The lines below are to be quoted exactly, from the first through the one that contains "import React from".

Provided data:
=-=-=-=-=
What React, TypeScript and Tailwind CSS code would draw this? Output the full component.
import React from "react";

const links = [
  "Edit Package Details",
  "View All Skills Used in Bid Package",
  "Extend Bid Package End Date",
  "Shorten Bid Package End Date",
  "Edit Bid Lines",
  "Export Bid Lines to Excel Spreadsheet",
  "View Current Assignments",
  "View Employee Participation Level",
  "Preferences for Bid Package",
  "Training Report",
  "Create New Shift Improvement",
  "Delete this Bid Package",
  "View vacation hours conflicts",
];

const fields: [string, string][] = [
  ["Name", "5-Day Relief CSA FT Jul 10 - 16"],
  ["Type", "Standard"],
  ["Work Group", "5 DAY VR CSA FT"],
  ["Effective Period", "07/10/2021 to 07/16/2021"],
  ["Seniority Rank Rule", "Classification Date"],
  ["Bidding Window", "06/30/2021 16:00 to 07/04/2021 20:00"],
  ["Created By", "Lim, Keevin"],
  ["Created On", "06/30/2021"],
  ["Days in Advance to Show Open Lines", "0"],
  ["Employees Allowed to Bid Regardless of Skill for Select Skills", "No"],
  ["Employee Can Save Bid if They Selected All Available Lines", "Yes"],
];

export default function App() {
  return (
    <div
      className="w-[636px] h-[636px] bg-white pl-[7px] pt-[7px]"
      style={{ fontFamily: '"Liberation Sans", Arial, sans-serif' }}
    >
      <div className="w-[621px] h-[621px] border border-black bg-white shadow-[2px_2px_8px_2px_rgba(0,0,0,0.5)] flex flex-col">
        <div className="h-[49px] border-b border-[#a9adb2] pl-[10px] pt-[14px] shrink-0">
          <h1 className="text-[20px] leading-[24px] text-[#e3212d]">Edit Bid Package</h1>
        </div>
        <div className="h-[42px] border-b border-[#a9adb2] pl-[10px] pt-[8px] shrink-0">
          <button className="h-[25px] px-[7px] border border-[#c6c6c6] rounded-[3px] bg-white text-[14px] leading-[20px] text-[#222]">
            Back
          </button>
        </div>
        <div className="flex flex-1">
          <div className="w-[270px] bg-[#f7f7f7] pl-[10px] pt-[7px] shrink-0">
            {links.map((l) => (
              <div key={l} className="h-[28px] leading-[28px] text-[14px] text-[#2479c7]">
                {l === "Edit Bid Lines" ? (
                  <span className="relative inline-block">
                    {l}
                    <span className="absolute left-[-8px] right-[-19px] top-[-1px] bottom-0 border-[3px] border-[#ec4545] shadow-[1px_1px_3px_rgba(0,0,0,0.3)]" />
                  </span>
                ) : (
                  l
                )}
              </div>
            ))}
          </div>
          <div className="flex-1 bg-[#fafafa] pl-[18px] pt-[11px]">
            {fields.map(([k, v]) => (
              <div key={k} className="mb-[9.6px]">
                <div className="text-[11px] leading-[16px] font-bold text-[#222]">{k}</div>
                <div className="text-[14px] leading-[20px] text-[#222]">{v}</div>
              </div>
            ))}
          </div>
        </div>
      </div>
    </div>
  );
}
=-=-=-=-=
Result for this task:
What React, TypeScript and Tailwind CSS code would draw this? Output the full component.
import React from "react";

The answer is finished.